Yesterday I ordered from Loop a ball of that yarn I mentioned, was it called Jupiter Moon? and will try it for a pocket square.

AND I heard from Parcelforce about the package of madelinetosh Whisky Barrel. I paid the charge, and it is scheduled to be delivered on Tuesday, far sooner than I would have thought possible. It might be mildly amusing to add up the figures – the off-the-shelf cost per skein at Webs, plus the shipping cost and the VAT and the fee to the post office divided by eight – there are eight skeins – and see how the answer compares with the off-the-shelf price at Loop. But I probably won't do it.

My husband says, of agonizing over whether to buy a picture, that once you have done it, and hung it on the wall, you soon forget what you paid for it.

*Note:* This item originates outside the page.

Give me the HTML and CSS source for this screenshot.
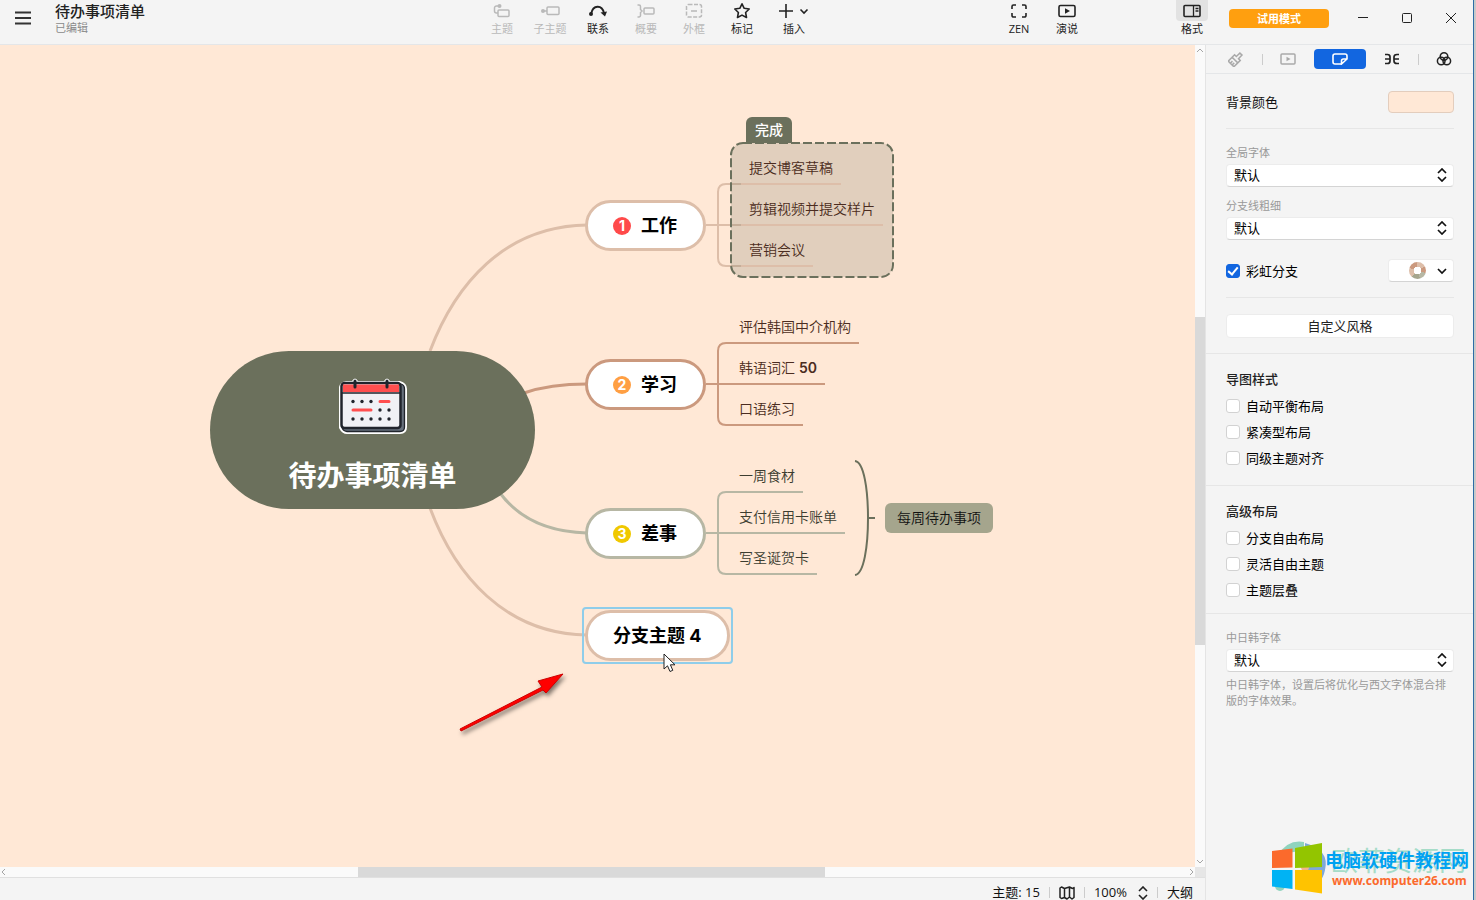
FILE: index.html
```html
<!DOCTYPE html>
<html lang="zh-CN">
<head>
<meta charset="utf-8">
<title>待办事项清单</title>
<link rel="stylesheet" href="styles.css">
</head>
<body>
<div class="desktop">
<div class="app">
  <header class="topbar">
    <div class="brand">
      <button class="menu-btn" aria-label="菜单"><svg width="16" height="14" viewBox="0 0 16 14"><path d="M0 1.500h16M0 7h16M0 12.500h16" stroke="#333" stroke-width="1.800" fill="none"/></svg></button>
      <div class="doc"><h1>待办事项清单</h1><p>已编辑</p></div>
    </div>
    <nav class="tools">
      <button class="tool" disabled><span class="tool-icon"><svg width="18" height="16" viewBox="0 0 18 16"><g fill="none" stroke="currentColor" stroke-width="1.500"><rect x="5" y="7" width="11" height="6.500" rx="1"/><path d="M5 10H3.500A2 2 0 0 1 1.500 8V5A2 2 0 0 1 3.500 3H6"/></g><circle cx="6.500" cy="3" r="2" fill="currentColor"/></svg></span>主题</button>
      <button class="tool" disabled><span class="tool-icon"><svg width="20" height="16" viewBox="0 0 20 16"><rect x="7" y="4" width="12" height="7.500" rx="1" fill="none" stroke="currentColor" stroke-width="1.500"/><path d="M3 8h4" stroke="currentColor" stroke-width="1.500"/><circle cx="3" cy="8" r="2" fill="currentColor"/></svg></span>子主题</button>
      <button class="tool"><span class="tool-icon"><svg width="20" height="16" viewBox="0 0 20 16"><path d="M3 11C5 1.500 14 1.500 16 10" fill="none" stroke="currentColor" stroke-width="1.800"/><circle cx="3" cy="11" r="2" fill="currentColor"/><path d="M12.500 9.500L19 8.500L17 13.500Z" fill="currentColor"/></svg></span>联系</button>
      <button class="tool" disabled><span class="tool-icon"><svg width="20" height="16" viewBox="0 0 20 16"><path d="M1.500 2H3A1.500 1.500 0 0 1 4.500 3.500V6.500L6 8L4.500 9.500V12.500A1.500 1.500 0 0 1 3 14H1.500" fill="none" stroke="currentColor" stroke-width="1.500"/><rect x="8" y="5" width="10" height="6" rx="1" fill="none" stroke="currentColor" stroke-width="1.500"/></svg></span>概要</button>
      <button class="tool" disabled><span class="tool-icon"><svg width="18" height="16" viewBox="0 0 18 16"><rect x="1.500" y="1.500" width="15" height="12.500" rx="2" fill="none" stroke="currentColor" stroke-width="1.500" stroke-dasharray="4 1.500"/><path d="M6 8h6" stroke="currentColor" stroke-width="1.500"/></svg></span>外框</button>
      <button class="tool"><span class="tool-icon"><svg width="18" height="18" viewBox="0 0 18 18"><path d="M9 1.800L11.200 6.300L16.200 7L12.600 10.500L13.500 15.500L9 13.100L4.500 15.500L5.400 10.500L1.800 7L6.800 6.300Z" fill="none" stroke="currentColor" stroke-width="1.600" stroke-linejoin="round"/></svg></span>标记</button>
      <button class="tool tool-wide"><span class="tool-icon"><svg width="30" height="16" viewBox="0 0 30 16"><path d="M0 8h14M7 1v14M21.500 6.500L25 10L28.500 6.500" fill="none" stroke="currentColor" stroke-width="1.600"/></svg></span>插入</button>
    </nav>
    <nav class="tools tools-view">
      <button class="tool"><span class="tool-icon"><svg width="18" height="16" viewBox="0 0 18 16"><path d="M6 2H3.500A1.500 1.500 0 0 0 2 3.500V6M12 2h2.500A1.500 1.500 0 0 1 16 3.500V6M2 10v2.500A1.500 1.500 0 0 0 3.500 14H6M16 10v2.500a1.500 1.500 0 0 1-1.500 1.500H12" fill="none" stroke="currentColor" stroke-width="1.600"/></svg></span>ZEN</button>
      <button class="tool"><span class="tool-icon"><svg width="18" height="16" viewBox="0 0 18 16"><rect x="1" y="2.500" width="16" height="11" rx="1.500" fill="none" stroke="currentColor" stroke-width="1.600"/><path d="M7 5.300V10.700L12 8Z" fill="currentColor"/></svg></span>演说</button>
    </nav>
    <nav class="tools tools-format">
      <button class="tool"><span class="tool-icon tool-on"><svg width="18" height="16" viewBox="0 0 18 16"><rect x="1" y="2.500" width="16" height="11" rx="1" fill="none" stroke="currentColor" stroke-width="1.600"/><path d="M10.500 2.500v11M12.500 5.500h3M12.500 8h3" fill="none" stroke="currentColor" stroke-width="1.300"/></svg></span>格式</button>
    </nav>
    <button class="trial">试用模式</button>
    <div class="win">
      <button aria-label="最小化"><svg width="12" height="12" viewBox="0 0 12 12"><path d="M1 5.500h10" stroke="#222"/></svg></button>
      <button aria-label="最大化"><svg width="12" height="12" viewBox="0 0 12 12"><rect x="1.500" y="1.500" width="9" height="9" rx="1" stroke="#222" fill="none"/></svg></button>
      <button aria-label="关闭"><svg width="12" height="12" viewBox="0 0 12 12"><path d="M1 1l10 10M11 1L1 11" stroke="#222"/></svg></button>
    </div>
  </header>

  <div class="work">
    <div class="editor">
      <main class="canvas">
        <svg class="links" width="1195" height="822" viewBox="0 45 1195 822" fill="none">
          <g stroke-width="3">
            <path d="M430 351C455 285 504 226 587 225" stroke="#ddbea9"/>
            <path d="M430 508C455 575 505 634 587 635" stroke="#ddbea9"/>
            <path d="M524 393Q550 384 587 384" stroke="#cb997e"/>
            <path d="M500 493C520 520 550 532 587 533" stroke="#b7b7a4"/>
          </g>
          <g stroke-width="2">
            <path d="M706 225H741M741 184H726Q718 184 718 192V258Q718 266 726 266H741" stroke="#ddbea9"/>
            <path d="M706 384H825M859 343H726Q718 343 718 351V417Q718 425 726 425H803" stroke="#cb997e"/>
            <path d="M706 533H845M803 492H726Q718 492 718 500V566Q718 574 726 574H817" stroke="#b7b7a4"/>
            <rect x="731" y="143" width="162" height="134" rx="12" fill="#6b705c" fill-opacity=".2" stroke="#6b705c" stroke-dasharray="9 3"/>
            <path d="M741 184H841M741 225H883M741 266H813" stroke="#ddbea9"/>
            <path d="M855 461C864 462 868 490 868 518C868 546 864 574 855 575M868 518H875" stroke="#6b705c"/>
          </g>
        </svg>

        <div class="node root">
          <svg width="70" height="58" viewBox="0 0 70 58">
            <path d="M8 3H14Q17 -2 20 3H46Q49 -2 52 3H62Q69 5 69 11V49Q69 56 62 56H9Q4 56 1 50V9Q2 4 8 3Z" fill="#fff"/>
            <path d="M5 6H63Q66.500 7 66.500 11V49Q66.500 53.500 62 53.500H9Q4.500 53 4 49Z" fill="#66707c" stroke="#20242c" stroke-width="1.300"/>
            <rect x="3.500" y="5" width="59" height="45" rx="3" fill="#f0f1f5" stroke="#20242c" stroke-width="2.500"/>
            <path d="M5 6.500H61V14H5Z" fill="#ff4f4f"/><path d="M4 15H62" stroke="#20242c" stroke-width="1.500"/>
            <path d="M17 3V9M49 3V9" stroke="#20242c" stroke-width="3" stroke-linecap="round"/>
            <g fill="#20242c"><circle cx="15" cy="23.500" r="1.700"/><circle cx="24" cy="23.500" r="1.700"/><circle cx="33" cy="23.500" r="1.700"/><circle cx="42" cy="32" r="1.700"/><circle cx="51" cy="32" r="1.700"/><circle cx="15" cy="41" r="1.700"/><circle cx="24" cy="41" r="1.700"/><circle cx="33" cy="41" r="1.700"/><circle cx="42" cy="41" r="1.700"/><circle cx="51" cy="41" r="1.700"/></g>
            <path d="M42 23.500H51M15 32H33" stroke="#ff4f4f" stroke-width="3" stroke-linecap="round"/>
          </svg>
          <span>待办事项清单</span>
        </div>

        <div class="node branch b1"><span class="num">1</span>工作</div>
        <div class="node branch b2"><span class="num">2</span>学习</div>
        <div class="node branch b3"><span class="num">3</span>差事</div>
        <div class="node branch b4">分支主题 4</div>
        <div class="node selection"></div>

        <div class="node tag">完成</div>
        <div class="node leaves l1"><span>提交博客草稿</span><span>剪辑视频并提交样片</span><span>营销会议</span></div>
        <div class="node leaves l2"><span>评估韩国中介机构</span><span>韩语词汇 <b>50</b></span><span>口语练习</span></div>
        <div class="node leaves l3"><span>一周食材</span><span>支付信用卡账单</span><span>写圣诞贺卡</span></div>
        <div class="node summary">每周待办事项</div>

        <svg class="node arrow" width="120" height="72" viewBox="0 0 120 72">
          <path d="M6 59L88 17L84 11L109 4L92 23L89 20L7 61Z" fill="red" stroke="#c00" stroke-width="1" stroke-linejoin="round"/>
        </svg>
        <svg class="node pointer" width="14" height="20" viewBox="0 0 14 20"><path d="M1 1V16L4.500 12.800L7 18.500L9.800 17.300L7.400 11.800H12Z" fill="#fff" stroke="#222"/></svg>
      </main>
      <div class="vscroll"><svg width="8" height="8" viewBox="0 0 8 8"><path d="M1 6L4 3L7 6" fill="none" stroke="#a5a5a5"/></svg><i class="vthumb"></i><svg width="8" height="8" viewBox="0 0 8 8"><path d="M1 2L4 5L7 2" fill="none" stroke="#a5a5a5"/></svg></div>
      <div class="hscroll"><svg width="8" height="8" viewBox="0 0 8 8"><path d="M5 1L2 4L5 7" fill="none" stroke="#a5a5a5"/></svg><i class="hthumb"></i><svg width="8" height="8" viewBox="0 0 8 8"><path d="M3 1L6 4L3 7" fill="none" stroke="#a5a5a5"/></svg></div>
      <div class="corner"></div>
      <footer class="status">
        <span>主题: 15</span><i class="bar"></i>
        <button aria-label="导航图"><svg width="16" height="14" viewBox="0 0 16 14"><path d="M1 2L2.500 1L5.500 2.500L10.500 1L13.500 2.500L15 1.500V11.500L13 13L10.500 11L8 13L5.500 11.500L2.500 12.500L1 11.500ZM5.500 2.500V11.500M10.500 1V11" fill="none" stroke="#222" stroke-width="1.500" stroke-linejoin="round"/></svg></button><i class="bar"></i>
        <button class="zoom">100%<svg width="10" height="14" viewBox="0 0 10 14"><path d="M1 5L5 1L9 5M1 9L5 13L9 9" fill="none" stroke="#222" stroke-width="1.600"/></svg></button><i class="bar"></i>
        <button>大纲</button>
      </footer>
    </div>

    <aside class="panel">
      <nav class="tabs">
        <button class="off" aria-label="样式"><svg width="16" height="16" viewBox="0 0 16 16"><g transform="rotate(45 8 8)" fill="none" stroke="currentColor" stroke-width="1.500"><path d="M6.500 1H9.500V6H12V9.500H4V6H6.500ZM4 9.500V15H12V9.500M7 15V12M9.500 15V12"/></g></svg></button>
        <i class="bar"></i>
        <button class="off" aria-label="演说"><svg width="16" height="12" viewBox="0 0 16 12"><rect x="1" y="1" width="14" height="10" rx="1" fill="none" stroke="currentColor" stroke-width="1.500"/><path d="M6.500 3.800V8.200L10.500 6Z" fill="currentColor"/></svg></button>
        <button class="on" aria-label="画布"><svg width="16" height="12" viewBox="0 0 16 12"><path d="M9 11H3A2 2 0 0 1 1 9V3A2 2 0 0 1 3 1H13A2 2 0 0 1 15 3V6L9.500 11V8A2 2 0 0 1 11.500 6H15" fill="none" stroke="currentColor" stroke-width="1.600"/></svg></button>
        <button aria-label="骨架"><svg width="16" height="12" viewBox="0 0 16 12"><path d="M1 1.500H3.500Q6 1.500 6 4V8Q6 10.500 3.500 10.500H1M1 6H6M10 6H15M15 1.500H13Q10 1.500 10 4V8Q10 10.500 13 10.500H15" fill="none" stroke="currentColor" stroke-width="1.700"/></svg></button>
        <i class="bar"></i>
        <button aria-label="配色"><svg width="16" height="16" viewBox="0 0 16 16"><g fill="none" stroke="currentColor" stroke-width="1.500"><circle cx="8" cy="5.500" r="3.800"/><circle cx="5.200" cy="10" r="3.800"/><circle cx="10.800" cy="10" r="3.800"/></g></svg></button>
      </nav>

      <section class="block">
        <div class="row split"><label for="bg">背景颜色</label><button id="bg" class="swatch" aria-label="背景颜色"></button></div>
        <hr>
        <label class="cap" for="font">全局字体</label>
        <div class="pick"><select id="font"><option>默认</option></select><svg width="10" height="14" viewBox="0 0 10 14"><path d="M1 5L5 1L9 5M1 9L5 13L9 9" fill="none" stroke="#111" stroke-width="1.700"/></svg></div>
        <label class="cap cap-next" for="line">分支线粗细</label>
        <div class="pick"><select id="line"><option>默认</option></select><svg width="10" height="14" viewBox="0 0 10 14"><path d="M1 5L5 1L9 5M1 9L5 13L9 9" fill="none" stroke="#111" stroke-width="1.700"/></svg></div>
        <div class="row split rainbow">
          <label class="check"><input type="checkbox" checked><span>彩虹分支</span></label>
          <button class="palette" aria-label="彩虹配色"><i class="ring"></i><svg width="10" height="8" viewBox="0 0 10 8"><path d="M1 2L5 6L9 2" fill="none" stroke="#111" stroke-width="1.700"/></svg></button>
        </div>
        <hr>
        <button class="custom">自定义风格</button>
      </section>

      <section class="block checks">
        <h2>导图样式</h2>
        <label class="check"><input type="checkbox"><span>自动平衡布局</span></label>
        <label class="check"><input type="checkbox"><span>紧凑型布局</span></label>
        <label class="check"><input type="checkbox"><span>同级主题对齐</span></label>
      </section>

      <section class="block checks tight">
        <h2>高级布局</h2>
        <label class="check"><input type="checkbox"><span>分支自由布局</span></label>
        <label class="check"><input type="checkbox"><span>灵活自由主题</span></label>
        <label class="check"><input type="checkbox"><span>主题层叠</span></label>
      </section>

      <section class="block last">
        <label class="cap" for="cjk">中日韩字体</label>
        <div class="pick"><select id="cjk"><option>默认</option></select><svg width="10" height="14" viewBox="0 0 10 14"><path d="M1 5L5 1L9 5M1 9L5 13L9 9" fill="none" stroke="#111" stroke-width="1.700"/></svg></div>
        <p class="note">中日韩字体，设置后将优化与西文字体混合排版的字体效果。</p>
      </section>
    </aside>
  </div>

  <svg class="watermark" width="200" height="60" viewBox="1270 838 200 60">
    <path d="M1278 855Q1288 839 1304 842L1304 850Z" fill="#8fd3bd"/>
    <path d="M1305 843Q1330 850 1325 870Q1322 886 1305 889Z" fill="#7fa8d8"/>
    <circle cx="1280" cy="886" r="5" fill="#8fd3bd"/><circle cx="1305" cy="867" r="4" fill="#f2b48a"/>
    <path d="M1272 851L1292.500 848.500V867.500L1272 868Z" fill="#fb6a2c"/>
    <path d="M1295 848L1322 843V867L1295 868Z" fill="#93c500"/>
    <path d="M1272 870H1292.500V889L1272 886.500Z" fill="#00b3f4"/>
    <path d="M1295 870H1322V893.500L1295 889.500Z" fill="#ffc300"/>
    <text x="1331" y="871" class="wm-back">欧菲资源网</text>
    <text x="1325" y="867" class="wm-name">电脑软硬件教程网</text>
    <text x="1332" y="885" class="wm-url">www.computer26.com</text>
  </svg>
</div>
</div>
</body>
</html>
```
FILE: styles.css
```css
* { box-sizing: border-box; }
body {
  margin: 0;
  font: 13px/20px "Open Sans", "Noto Sans CJK SC", sans-serif;
  color: #111;
  background: #c9c9c9;
  overflow: hidden;
}
button {
  padding: 0;
  border: 0;
  background: none;
  font: inherit;
  color: inherit;
  display: flex;
  align-items: center;
  justify-content: center;
}
h1, h2, p { margin: 0; }
svg { display: block; flex: none; }

.desktop { padding-right: 2px; height: 100vh; }
.app {
  position: relative;
  height: 100%;
  display: flex;
  flex-direction: column;
  background: #f4f4f4;
  border-right: 1px solid #2c6da6;
}

/* top bar */
.topbar {
  flex: none;
  height: 45px;
  display: flex;
  border-bottom: 1px solid #e4e6e8;
}
.brand { flex: 478 1 0; display: flex; gap: 24px; }
.menu-btn { height: 36px; margin-left: 15px; }
.doc h1 { font-size: 15px; line-height: 20px; font-weight: 500; padding-top: 1px; color: #222; }
.doc p { font-size: 11px; line-height: 14px; color: #8a8a8a; }
.tools { display: flex; }
.tools-view { flex: 269 1 0; justify-content: flex-end; }
.tools-format { flex: 125 1 0; justify-content: flex-end; }
.tool {
  width: 48px;
  flex-direction: column;
  justify-content: flex-start;
  font-size: 11px;
  line-height: 16px;
  color: #222;
}
.tool:disabled { color: #b9b9b9; }
.tool-wide { width: 56px; }
.tool-icon {
  display: flex;
  align-items: center;
  justify-content: center;
  height: 21px;
  width: 32px;
}
.tool-on { background: #e2e2e2; border-radius: 0 0 4px 4px; }
.trial {
  width: 100px;
  height: 19px;
  margin: 9px 12px 0 13px;
  border-radius: 4px;
  background: #ff9f0f;
  color: #fff;
  font-size: 11px;
  font-weight: 700;
}
.win { display: flex; height: 36px; }
.win button { width: 44px; }

.work { flex: 1; min-height: 0; display: flex; }
.editor {
  flex: 1;
  min-width: 0;
  display: grid;
  grid-template: minmax(0, 1fr) 10px 23px / minmax(0, 1fr) 10px;
}

/* map canvas */
.canvas { position: relative; overflow: hidden; background: #ffe8d6; }
.links { position: absolute; left: 0; top: 0; }
.node { position: absolute; white-space: nowrap; }
.root {
  left: 210px;
  top: 306px;
  width: 325px;
  height: 158px;
  border-radius: 79px;
  background: #6b705c;
  color: #fff;
  font-size: 28px;
  font-weight: 700;
  line-height: 40px;
  display: flex;
  flex-direction: column;
  align-items: center;
  padding-top: 27px;
  gap: 19px;
}
.branch {
  left: 585px;
  height: 51px;
  padding: 0 26px 0 25px;
  border: 3px solid #ddbea9;
  border-radius: 26px;
  background: #fff;
  color: #000;
  font: 700 18px/24px Inter, "Noto Sans CJK SC", sans-serif;
  display: flex;
  align-items: center;
  gap: 10px;
}
.b1 { top: 155px; }
.b2 { top: 314px; border-color: #cb997e; }
.b3 { top: 463px; border-color: #b7b7a4; }
.b4 { top: 565px; }
.num {
  width: 18px;
  height: 18px;
  border-radius: 9px;
  background: #ff4a4a;
  color: #fff;
  font-size: 14px;
  line-height: 18px;
  text-align: center;
}
.b2 .num { background: #ff9f43; }
.b3 .num { background: #f0c800; }
.selection {
  left: 582px;
  top: 562px;
  width: 151px;
  height: 57px;
  border: 2px solid #8fcdea;
  border-radius: 4px;
}
.tag {
  left: 746px;
  top: 72px;
  padding: 3px 9px;
  border-radius: 6px 6px 0 0;
  background: #6b705c;
  color: #fff;
  font-size: 14px;
  font-weight: 500;
}
.leaves {
  display: flex;
  flex-direction: column;
  gap: 17px;
  font: 350 14px/24px Inter, "Noto Sans CJK SC", sans-serif;
  color: #4b2c20;
}
.leaves b { font-weight: 600; }
.l1 { left: 749px; top: 111px; }
.l2 { left: 739px; top: 270px; }
.l3 { left: 739px; top: 419px; color: #3c3d30; }
.summary {
  left: 885px;
  top: 458px;
  padding: 5px 12px;
  border-radius: 6px;
  background: #a5a58d;
  color: #111;
  font-size: 14px;
  font-weight: 350;
}
.arrow { left: 454px; top: 625px; filter: drop-shadow(2px 3px 2px rgba(0, 0, 0, .5)); }
.pointer { left: 663px; top: 608px; }

/* scroll bars */
.vscroll, .hscroll {
  display: flex;
  align-items: center;
  justify-content: space-between;
  background: #fafafa;
}
.vscroll { flex-direction: column; padding: 1px 0; }
.vthumb { flex: none; width: 10px; height: 40%; margin-top: 50px; background: #d9d9d9; }
.hthumb { flex: none; width: 39%; height: 10px; margin-right: 12px; background: #d9d9d9; }
.corner { background: #e6e6e6; }

.status {
  grid-column: 1 / -1;
  border-top: 1px solid #e0e0e0;
  padding: 7px 12px 0 0;
  display: flex;
  align-items: flex-start;
  justify-content: flex-end;
  gap: 9px;
  line-height: 15px;
}
.status button { height: 15px; }
.status .bar { margin-top: 2px; }
.zoom { gap: 11px; }
.bar { width: 1px; height: 11px; background: #ccc; }

/* format panel */
.panel { flex: none; width: 268px; border-left: 1px solid #e4e4e4; }
.tabs {
  height: 29px;
  border-bottom: 1px solid #e4e6e8;
  padding: 0 3px 0 4px;
  display: flex;
  align-items: center;
}
.tabs button { width: 52px; height: 20px; color: #222; }
.tabs .off { color: #a9a9a9; }
.tabs .on { background: #1266e0; color: #fff; border-radius: 4px; }
.tabs .bar { margin: 0 -1px 0 0; }
.block { padding: 16px 19px 15px 20px; border-bottom: 1px solid #e6e6e6; }
.block.last { border-bottom: 0; }
.block hr { border: 0; border-top: 1px solid #e6e6e6; margin: 14px 0 16px; }
.row { display: flex; align-items: center; height: 24px; }
.split { justify-content: space-between; }
.swatch { width: 66px; height: 22px; border: 1px solid #e3cdbd; border-radius: 4px; background: #ffe8d6; }
.cap { display: block; font-size: 11px; line-height: 16px; color: #999; margin-bottom: 3px; }
.cap-next { margin-top: 11px; }
.pick { position: relative; }
.pick select {
  display: block;
  appearance: none;
  width: 100%;
  height: 23px;
  padding: 0 7px 1px;
  border: 1px solid #ececec;
  border-bottom-color: #d4d4d4;
  border-radius: 4px;
  background: #fff;
  color: #000;
  font: inherit;
}
.pick svg { position: absolute; right: 7px; top: 4px; pointer-events: none; }
.rainbow { margin-top: 18px; height: 25px; }
.check { display: flex; align-items: center; gap: 6px; height: 26px; color: #000; }
.check input {
  appearance: none;
  width: 14px;
  height: 14px;
  margin: 0;
  border: 1px solid #d2d2d2;
  border-radius: 3px;
  background: #fff;
}
.check input:checked { background: #1266e0; border-color: #1266e0; display: grid; place-items: center; }
.check input:checked::before {
  content: "";
  width: 8px;
  height: 4px;
  border: solid #fff;
  border-width: 0 0 2px 2px;
  transform: translateY(-1px) rotate(-50deg);
}
.palette {
  width: 66px;
  height: 23px;
  border: 1px solid #ececec;
  border-bottom-color: #d4d4d4;
  border-radius: 4px;
  background: #fff;
  justify-content: flex-end;
  padding-right: 6px;
  gap: 11px;
}
.ring {
  width: 17px;
  height: 17px;
  border-radius: 50%;
  background: radial-gradient(#fff 0 4px, transparent 4px), conic-gradient(#ddbea9 0 17%, #cb997e 0 30%, #b7b7a4 0 45%, #a5a58d 0 62%, #ddbea9 0 80%, #cb997e 0);
}
.custom { width: 100%; height: 24px; background: #fff; border: 1px solid #ececec; border-radius: 4px; color: #222; }
.checks { padding: 15px 19px 14px 20px; }
.checks.tight { padding-bottom: 10px; }
.checks h2 { font-size: 13px; line-height: 20px; font-weight: 500; margin-bottom: 4px; color: #222; }
.note { margin-top: 5px; font-size: 11px; line-height: 16px; color: #999; }

.watermark { position: absolute; right: 3px; bottom: 2px; }
.wm-back { font: 400 27px "Noto Sans CJK SC", sans-serif; fill: #a5dcc8; }
.wm-name { font: 700 18px "Noto Sans CJK SC", sans-serif; fill: #00a2f2; }
.wm-url { font: 700 12px "Noto Sans", sans-serif; fill: #fb6a2c; }
```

The Loch Fyne Mileses seemed in good form when they called in before the match. They brought us some duck eggs. They and Rachel and James have made far more serious plans than I had realised for looking after my husband while I am in Athens during Holy Week. I feel much happier about bounding off, although it remains to persuade him. I am sure it will be good for him to escape my constant company.

Zite came up this morning with this: 20 Knitting Fails Worse than that Itchy Sweater. (I'm having trouble with the link. If it doesn't work, google “MashableUK knitting”. ) I'm inclined to disagree – nothing is worse than an itchy sweater. But if you do take the trouble to look, be sure to click through on “15 Great Achievements in Knitting”.


We're promised an eclipse of the sun this month. We've had one since we moved to Edinburgh – I thought it was to be the last here for a century or so. That time, we put a black pail full of water on the doorstep and took a very hasty and very cautious look at the sun's reflection. About a third of the disc was gone. (The eclipse was total on the south coast of England, I think.) Darkness advanced to the point where the birds in Drummond Place Garden were getting agitated. It's a treasured memory.

This time, we're getting 90%. It'll be total in the Faroes. So it shouldn't matter at all if the day is cloudy.  


  1. skeindalous11:02 AM

    The quite impressive skeleton is in fact crocheted. Why do people writing stories about knitting never seem to know the difference???
    The Great Achievements story does have some excellent pieces, especially the steps and the bridge and the field of strips......

    1. If only they would call it "fiber arts," we would all be happy . . . .

  2. Re eclipses. In 1999 we were in Cornwall for the eclipse. I would not have believed how impressive a sight that was: the hush, the darkness, the cloud clearing, the brightness around the rim and then the gradual restoration of light. If I had been given to religion, I would not have been surprised to hear celestial voices - that's how dramatic it was.

  3. Anonymous1:13 PM

    Great that your children have thought through caring for your husband - hope this means you can rejoice, relax, and look forward to your trip.
    - Beth in Ontario

  4. good news about the plans for taking care of your husband so that you can take your trip!

    sorry about the loss in the match!

    Happy St David's Day!
    listening to Bryn right now live from St Davids Hall.

  5. My first daughter was several days overdue during the 99 eclipse (almost total here in the Southwest). I remember waddling around the garden explaining to my bump what an historic event she was missing through her refusal to appear. She kept us all waiting over a fortnight in the end.

  6. =Tamar4:46 AM

    It's such a short edging that I think, were I to be doing it, I'd decide by overlapping the fabric the requisite number of thicknesses to see whether it seems too lumpy. If it's not too thick, I'd continue it onto the plackets. Placket necks are often worn unbuttoned anyway, so that might not be a consideration. Maybe the recipient has an opinion.

    Most of those "knitting fails" could be fixed one way or another, e.g. a too-small hat can be renamed a baby hat, or if too small even for that, stuffed and closed and made into a toy. A too-large hat can be brought in with elastic, or (literally) cut and sewn to fit. Or lined and made into a purse. In the successes, the whole-body cable sweater looked appealing (it's cold here tonight), but I don't want the cold living conditions that must have inspired it.